During a recent period of low lithium prices, investments in the sector dwindled.
In early 2018, there was boom in investment in increasing capacity for spodumene (an ore for lithium) in anticipation of an EV boom. The effort only materialized in the latter half of 2020. By then, there was a crash in lithium prices and the incentive of further investment dwindled.
This time, the situation is different because lithium demand is strong and growing faster than supply.
Global EV sales reached a record 6.2 million units in the first half of 2023, reflecting a 49% year-on-year growth. China, as the world's largest electric vehicle market, played a pivotal role in this growth, accounting for 59% of global EV sales in the past year.
Conversely, Europe, the second-largest EV market, experienced a more modest 15% increase in sales in 2022, primarily due to persistent component shortages aggravated by the war in Ukraine.
Meanwhile, the United States and Canada exhibited healthier growth, with a 48% year-on-year increase in EV sales.
The adoption of EVs is also increasing in emerging markets such as Indonesia, India, and New Zealand.
This jump in EV demand has compelled lithium suppliers to accelerate expansion efforts and launch new projects.
However, securing financing and permits remain a challenge.
Lithium prices have been falling since July 2023 because of cautious approach from upstream as well as downstream sectors.
Downstream demand recovery is slow, leading to limited transactions. On the supply side, lithium production is relatively stable, with an abundant supply of goods in the spot market.
Prices are anticipated to remain low for few months, primarily due to discoveries of new lithium mines in the U.S such as Exxon Mobil's lithium reserves in Arkansas and the Thacker Pass Lithium Mine (Nevada), which may contain up to 40 million metric tons of lithium.
However, these discoveries alone won't be sufficient to address lithium's long-term supply-demand imbalance.

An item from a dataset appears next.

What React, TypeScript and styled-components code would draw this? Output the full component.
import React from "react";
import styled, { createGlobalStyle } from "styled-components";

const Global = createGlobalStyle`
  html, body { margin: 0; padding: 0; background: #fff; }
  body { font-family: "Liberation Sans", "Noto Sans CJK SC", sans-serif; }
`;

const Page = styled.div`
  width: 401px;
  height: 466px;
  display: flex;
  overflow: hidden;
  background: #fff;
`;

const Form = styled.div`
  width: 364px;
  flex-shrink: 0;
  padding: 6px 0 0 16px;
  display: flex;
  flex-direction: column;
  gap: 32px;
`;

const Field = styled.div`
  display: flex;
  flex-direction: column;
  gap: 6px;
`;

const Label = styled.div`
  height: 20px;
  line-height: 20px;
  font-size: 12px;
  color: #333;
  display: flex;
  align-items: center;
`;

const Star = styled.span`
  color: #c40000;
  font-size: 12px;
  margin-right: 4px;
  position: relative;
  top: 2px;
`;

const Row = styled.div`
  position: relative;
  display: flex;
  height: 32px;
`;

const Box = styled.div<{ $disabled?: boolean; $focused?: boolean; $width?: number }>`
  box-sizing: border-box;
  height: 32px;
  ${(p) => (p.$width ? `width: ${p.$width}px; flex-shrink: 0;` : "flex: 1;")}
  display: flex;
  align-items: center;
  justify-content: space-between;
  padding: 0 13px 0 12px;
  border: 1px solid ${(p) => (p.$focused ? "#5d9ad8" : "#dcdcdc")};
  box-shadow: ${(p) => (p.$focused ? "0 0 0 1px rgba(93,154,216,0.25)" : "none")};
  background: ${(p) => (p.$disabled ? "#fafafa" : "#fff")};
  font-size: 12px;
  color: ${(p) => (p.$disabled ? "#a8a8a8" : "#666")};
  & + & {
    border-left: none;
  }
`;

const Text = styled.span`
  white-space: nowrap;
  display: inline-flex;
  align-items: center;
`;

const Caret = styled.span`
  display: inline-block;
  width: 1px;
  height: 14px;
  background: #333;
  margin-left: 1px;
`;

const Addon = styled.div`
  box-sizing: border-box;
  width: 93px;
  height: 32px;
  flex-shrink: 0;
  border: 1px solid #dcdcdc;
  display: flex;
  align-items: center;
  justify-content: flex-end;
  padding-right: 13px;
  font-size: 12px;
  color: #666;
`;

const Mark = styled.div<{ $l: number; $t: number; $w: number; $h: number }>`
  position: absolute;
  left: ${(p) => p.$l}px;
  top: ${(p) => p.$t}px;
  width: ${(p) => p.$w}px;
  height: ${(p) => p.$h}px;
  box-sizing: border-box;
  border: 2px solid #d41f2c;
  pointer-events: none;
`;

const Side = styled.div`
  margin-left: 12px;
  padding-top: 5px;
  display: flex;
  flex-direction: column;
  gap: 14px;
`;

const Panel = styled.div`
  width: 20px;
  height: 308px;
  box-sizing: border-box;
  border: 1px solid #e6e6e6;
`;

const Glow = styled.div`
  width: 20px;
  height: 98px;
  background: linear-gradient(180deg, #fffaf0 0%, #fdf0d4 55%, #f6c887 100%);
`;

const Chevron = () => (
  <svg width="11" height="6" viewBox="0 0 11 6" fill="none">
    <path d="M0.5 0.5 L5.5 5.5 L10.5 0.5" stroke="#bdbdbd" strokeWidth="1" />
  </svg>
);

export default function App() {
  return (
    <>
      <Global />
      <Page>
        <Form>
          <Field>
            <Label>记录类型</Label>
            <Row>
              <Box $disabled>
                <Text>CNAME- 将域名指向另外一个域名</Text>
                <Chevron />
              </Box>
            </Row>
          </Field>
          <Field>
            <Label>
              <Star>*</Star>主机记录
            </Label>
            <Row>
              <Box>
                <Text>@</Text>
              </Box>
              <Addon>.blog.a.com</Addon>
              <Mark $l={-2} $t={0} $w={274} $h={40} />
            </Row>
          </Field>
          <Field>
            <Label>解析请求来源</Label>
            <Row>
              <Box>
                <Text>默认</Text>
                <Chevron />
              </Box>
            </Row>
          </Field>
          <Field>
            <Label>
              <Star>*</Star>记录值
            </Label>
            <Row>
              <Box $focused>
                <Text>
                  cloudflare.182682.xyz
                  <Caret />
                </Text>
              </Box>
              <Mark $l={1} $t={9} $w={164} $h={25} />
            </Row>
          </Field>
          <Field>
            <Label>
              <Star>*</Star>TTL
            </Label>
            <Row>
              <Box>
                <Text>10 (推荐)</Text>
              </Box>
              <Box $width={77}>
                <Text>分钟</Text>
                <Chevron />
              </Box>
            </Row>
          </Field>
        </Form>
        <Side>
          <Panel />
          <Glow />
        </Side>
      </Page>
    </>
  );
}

Research by BMI anticipates a shortfall in lithium supply in the next 3 years. It projects that China’s demand for lithium in EVs alone would grow at an average annual rate of 20% from 2023 to 2032.
In contrast, China's domestic lithium production is expected to increase by just 6% in this period.
These new lithium reserve discoveries may exert a temporary influence on supply but they may fall short of satisfying even a third of the predicted demand.
The growing demand-supply gap in lithium is expected to push up prices. Despite substantial investments made by the EV battery industry to bolster downstream battery production capacity in response to the soaring EV demand, lithium production has not received the requisite funding.
This deficiency in investment could worsen the shortage. The insufficient investment in lithium capacity over the past five years is poised to prolong the supply shortage.
There is a need for increased investments as more lithium mines and mining exploration projects kick off, which could support the rising demand.
Additionally, streamlining the permitting process will be important. Currently, there are hundreds of lithium projects under exploration. Still, challenges persist due to geological complexities and the time-consuming nature of the permitting process, hindering the development of this critical industry.